I have decades of experience working with business executives and coaching entrepreneurs. There’s one mistake I see entrepreneurs make more than any other.
Here’s what I love about entrepreneurs: They’re go-getters. They’re positive people who believe life has great things in store for them. This positivity and optimism is one of their greatest strengths.
But it’s also their greatest weakness.
All too often, I see entrepreneurs being overly optimistic when they’re modeling their business.
They predict low expenses and high revenues.
Down the road, they discover their business needs more money than they expected. So they dip into their personal funds to keep things going.

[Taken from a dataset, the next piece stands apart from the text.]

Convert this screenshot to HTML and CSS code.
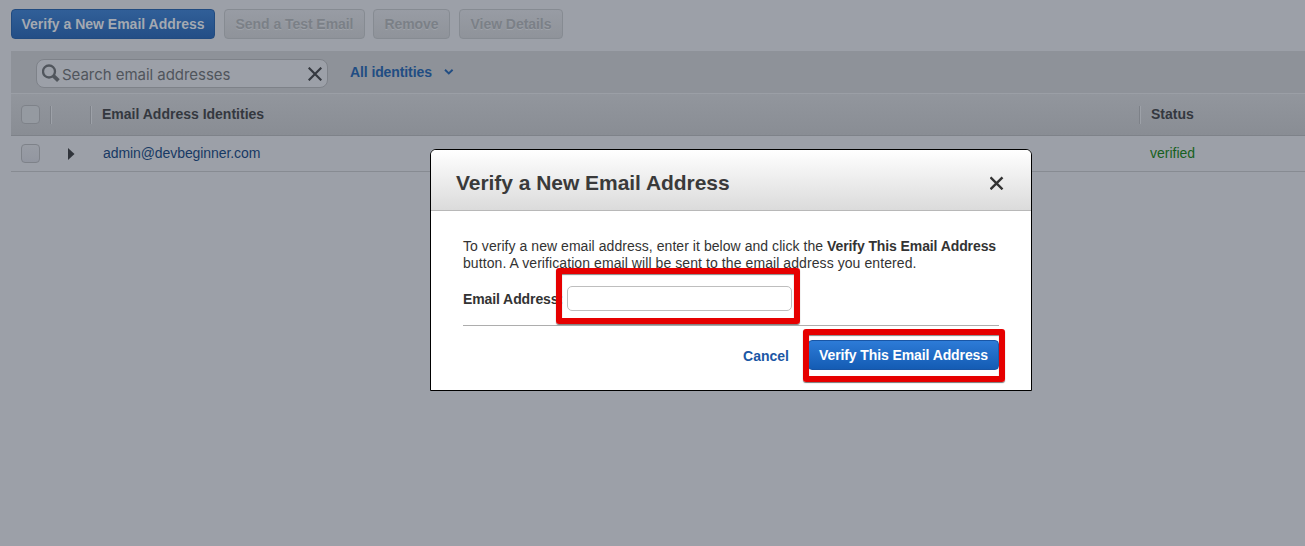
FILE: index.html
```html
<!DOCTYPE html>
<html lang="en">
<head>
<meta charset="utf-8">
<title>Email Addresses</title>
<link rel="stylesheet" href="styles.css">
</head>
<body>
<main class="page">
  <div class="actions">
    <button class="btn btn-primary b1"><span>Verify a New Email Address</span></button>
    <button class="btn b2"><span>Send a Test Email</span></button>
    <button class="btn b3"><span>Remove</span></button>
    <button class="btn b4"><span>View Details</span></button>
  </div>
  <section class="panel">
    <div class="filters">
      <div class="search">
        <svg class="lens" width="20" height="20" viewBox="0 0 20 20" fill="none" stroke="#51565d"><circle cx="7" cy="7.5" r="6" stroke-width="2.3"/><path d="M11.4 11.8 16.4 16.6" stroke-width="3.8"/></svg>
        <span class="placeholder">Search email addresses</span>
        <svg class="clear" width="14" height="14" viewBox="0 0 14 14" fill="none" stroke="#353940" stroke-width="2.2"><path d="M.7 .7 13.3 13.3M13.3 .7 .7 13.3"/></svg>
      </div>
      <div class="dropdown"><span class="drop-text">All identities</span>
        <svg width="10" height="6" viewBox="0 0 10 6" fill="none" stroke="#214d83" stroke-width="1.9"><path d="M1 .8 4.8 4.4 8.6 .8"/></svg>
      </div>
    </div>
    <div class="row head">
      <i class="check"></i><i class="sep s1"></i><i class="sep s2"></i>
      <span class="identity">Email Address Identities</span>
      <i class="sep s3"></i><span class="status">Status</span>
    </div>
    <div class="row item">
      <i class="check"></i>
      <svg class="expand" width="7" height="12" viewBox="0 0 7 12"><path d="M0 0 6.5 6 0 12Z" fill="#30343b"/></svg>
      <span class="identity">admin@devbeginner.com</span>
      <span class="status">verified</span>
    </div>
  </section>
</main>
<div class="dialog" role="dialog">
  <header class="dialog-head">
    <h1>Verify a New Email Address</h1>
    <svg width="14" height="14" viewBox="0 0 14 14" fill="none" stroke="#333" stroke-width="2.4"><path d="M.5 1.3 12.5 13.3M12.5 1.3 .5 13.3"/></svg>
  </header>
  <div class="dialog-body">
    <p><span class="line1">To verify a new email address, enter it below and click the <b>Verify This Email Address</b></span><br><span class="line2">button. A verification email will be sent to the email address you entered.</span></p>
    <div class="field"><label for="email">Email Address:</label><input id="email" type="text"></div>
    <div class="dialog-actions">
      <a class="cancel">Cancel</a>
      <button class="btn btn-submit"><span>Verify This Email Address</span></button>
    </div>
  </div>
  <div class="mark mark-field"></div>
  <div class="mark mark-submit"></div>
</div>
</body>
</html>
```
FILE: styles.css
```css
* { box-sizing: border-box; }
body {
  margin: 0;
  height: 546px;
  overflow: hidden;
  background: #9ca0a8;
  color: #333;
  font: 14px/17px "Liberation Sans", Arial, sans-serif;
  white-space: nowrap;
}
.page { padding: 9px 0 0 11px; }
.actions { display: flex; height: 30px; }
.btn {
  height: 30px;
  padding: 0;
  border: 1px solid #868b92;
  border-radius: 4px;
  background: linear-gradient(#989ca4, #8f939a);
  color: #7b8087;
  font: bold 14px/17px "Liberation Sans", Arial, sans-serif;
  text-shadow: 0 1px 0 #9fa3aa;
  letter-spacing: -.05px;
  white-space: nowrap;
}
.btn-primary {
  border-color: #214b80;
  background: linear-gradient(#315f98, #234e86);
  color: #a4a9b1;
  letter-spacing: 0;
  text-shadow: none;
}
.b1 { width: 204px; margin-right: 9px; }
.b2 { width: 141px; margin-right: 8px; }
.b3 { width: 77px; margin-right: 9px; }
.b4 { width: 104px; }
.panel { margin-top: 12px; }
.filters {
  display: flex;
  height: 42px;
  padding: 8px 0 0 25px;
  background: #8e9299;
}
.search {
  display: flex;
  align-items: center;
  width: 292px;
  height: 29px;
  padding: 0 5px 0 5px;
  border: 1px solid #7e8289;
  border-radius: 8px;
  background: #9ca0a8;
}
.lens { width: 20px; flex: none; }
.placeholder {
  flex: 1;
  padding-top: 3px;
  color: #50555c;
  font: 15px/18px Inter, "Liberation Sans", sans-serif;
  letter-spacing: -.04px;
}
.dropdown {
  display: flex;
  padding: 5px 0 0 22px;
  color: #214d83;
  font-weight: bold;
  letter-spacing: -.1px;
}
.dropdown svg { margin: 5px 0 0 12px; }
.row { display: flex; align-items: center; }
.head {
  height: 43px;
  border-top: 1px solid #9b9fa6;
  border-bottom: 1px solid #7e8289;
  background: linear-gradient(#92969d, #898d94);
  color: #34383f;
  font-weight: bold;
}
.item { height: 36px; border-bottom: 1px solid #878b92; color: #173964; }
.check {
  width: 19px;
  height: 19px;
  margin-left: 10px;
  border: 1px solid #7e8289;
  border-radius: 4px;
  background: linear-gradient(#999da5, #9296a0);
}
.head .check { background: #959aa1; }
.sep {
  width: 2px;
  height: 18px;
  border-left: 1px solid #7d8188;
  border-right: 1px solid #9da1a8;
}
.s1 { margin-left: 10px; }
.s2 { margin-left: 38px; }
.s3 { margin: 0 10px 0 0; }
.head .identity { width: 1037px; margin-left: 10px; }
.expand { margin-left: 28px; }
.item .identity { width: 1047px; margin-left: 28px; letter-spacing: -.08px; }
.item .status { color: #176021; }
.dialog {
  position: absolute;
  top: 149px;
  left: 430px;
  width: 602px;
  height: 242px;
  border: 1px solid #000;
  border-radius: 6px 6px 0 0;
  background: #fff;
}
.dialog-head {
  display: flex;
  align-items: center;
  justify-content: space-between;
  height: 61px;
  padding: 6px 27px 0 25px;
  border-bottom: 1px solid #b8b8b8;
  border-radius: 5px 5px 0 0;
  background: linear-gradient(#fff, #dbdbdb);
}
h1 {
  margin: 0;
  padding-bottom: 1px;
  color: #3a3a3a;
  font-size: 21px;
  line-height: 24px;
  letter-spacing: -.04px;
}
.dialog-body { padding: 27px 32px 0; }
p { margin: 0; }
.line1 { letter-spacing: .05px; }
.line1 b { letter-spacing: -.1px; }
.line2 { letter-spacing: .08px; }
.field {
  display: flex;
  align-items: center;
  height: 54px;
  border-bottom: 1px solid #adadad;
  font-weight: bold;
}
.field label { width: 104px; padding-top: 2px; letter-spacing: -.1px; }
.field input {
  width: 225px;
  height: 25px;
  border: 1px solid #bebebe;
  border-radius: 5px;
  background: #fff;
}
.dialog-actions {
  display: flex;
  align-items: center;
  justify-content: flex-end;
  padding-top: 14px;
}
.cancel { margin-right: 19px; padding-top: 2px; color: #1b57a5; font-weight: bold; }
.btn-submit {
  width: 191px;
  border-color: #1855a5;
  background: linear-gradient(#2d7bd7, #145cb4);
  color: #fff;
  letter-spacing: -.1px;
  text-shadow: none;
}
.mark {
  position: absolute;
  border: 6px solid #e60000;
  border-radius: 3px;
  box-shadow: 0 1px 1px #777, inset 0 1px 1px #888;
}
.mark-field { top: 118px; left: 125px; width: 244px; height: 56px; }
.mark-submit { top: 179px; left: 372px; width: 202px; height: 53px; }
```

They get so caught up in their business they forget their financial responsibilities. That is, until they get a nasty shock in the mail: a bank statement showing all their money is gone.
They’ve got nothing left to feed their family or pay next month’s mortgage.
Of course you don’t want this to happen to you. Here’s how to keep your finances in check:
- Make honest projections about what’s possible for your business. This will give you a realistic estimate for how long you’ll need to support your business with your own capital. I explain the details of how to make realistic projections in my book, Launch.
- Keep your personal finances separate from your business. It’s important that you’re open and honest with your significant other about how much you plan to invest in your business. Once you’ve decided what you’ll invest, put it into a separate checking account. Work with a professional bookkeeper from day one. That way you’ll always be on top of your finances.
Don’t make the mistake of burning through money you don’t have. Being realitic about what’s possible means you’re more likely to succeed in the long run.